DATA SUPPLIED start

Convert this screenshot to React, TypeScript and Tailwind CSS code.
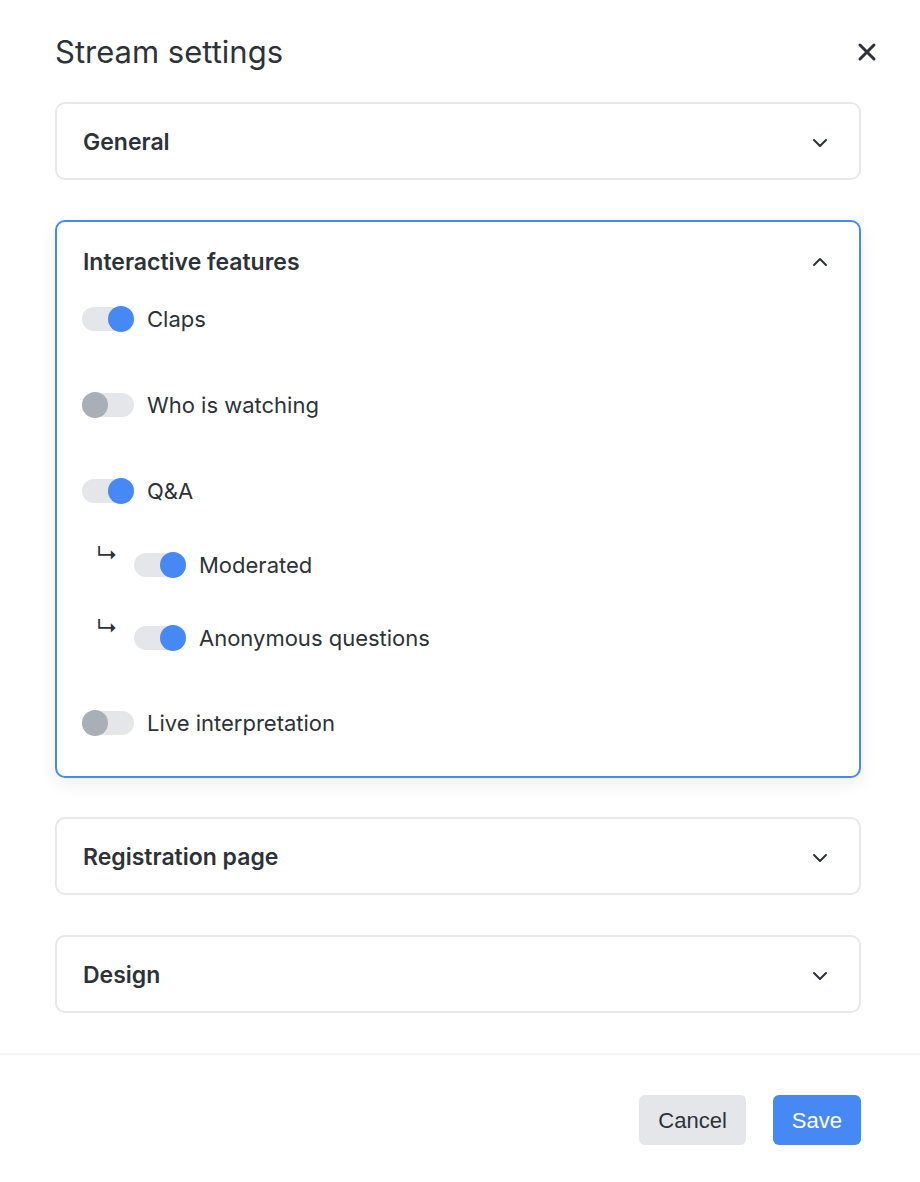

DATA SUPPLIED end
DATA SUPPLIED start

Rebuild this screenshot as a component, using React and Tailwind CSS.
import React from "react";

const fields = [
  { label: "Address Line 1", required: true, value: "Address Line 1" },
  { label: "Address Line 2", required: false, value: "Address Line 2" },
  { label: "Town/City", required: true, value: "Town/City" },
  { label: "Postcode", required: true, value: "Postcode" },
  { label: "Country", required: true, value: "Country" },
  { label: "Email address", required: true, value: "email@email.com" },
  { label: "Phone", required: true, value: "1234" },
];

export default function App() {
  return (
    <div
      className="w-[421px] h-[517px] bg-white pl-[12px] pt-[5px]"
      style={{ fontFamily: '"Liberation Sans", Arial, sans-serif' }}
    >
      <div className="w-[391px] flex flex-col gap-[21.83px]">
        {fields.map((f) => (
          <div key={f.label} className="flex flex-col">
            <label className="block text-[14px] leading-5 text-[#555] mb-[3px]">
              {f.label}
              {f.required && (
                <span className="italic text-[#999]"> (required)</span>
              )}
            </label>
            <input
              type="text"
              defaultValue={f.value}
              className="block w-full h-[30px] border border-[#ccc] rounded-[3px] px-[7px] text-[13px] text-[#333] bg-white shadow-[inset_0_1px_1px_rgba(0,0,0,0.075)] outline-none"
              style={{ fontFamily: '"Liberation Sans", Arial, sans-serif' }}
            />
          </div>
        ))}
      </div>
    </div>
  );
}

DATA SUPPLIED end

## JOB
Reply with the number of lines in the data that include the string "screenshot" and nothing else.

## CORRECT RESPONSE
2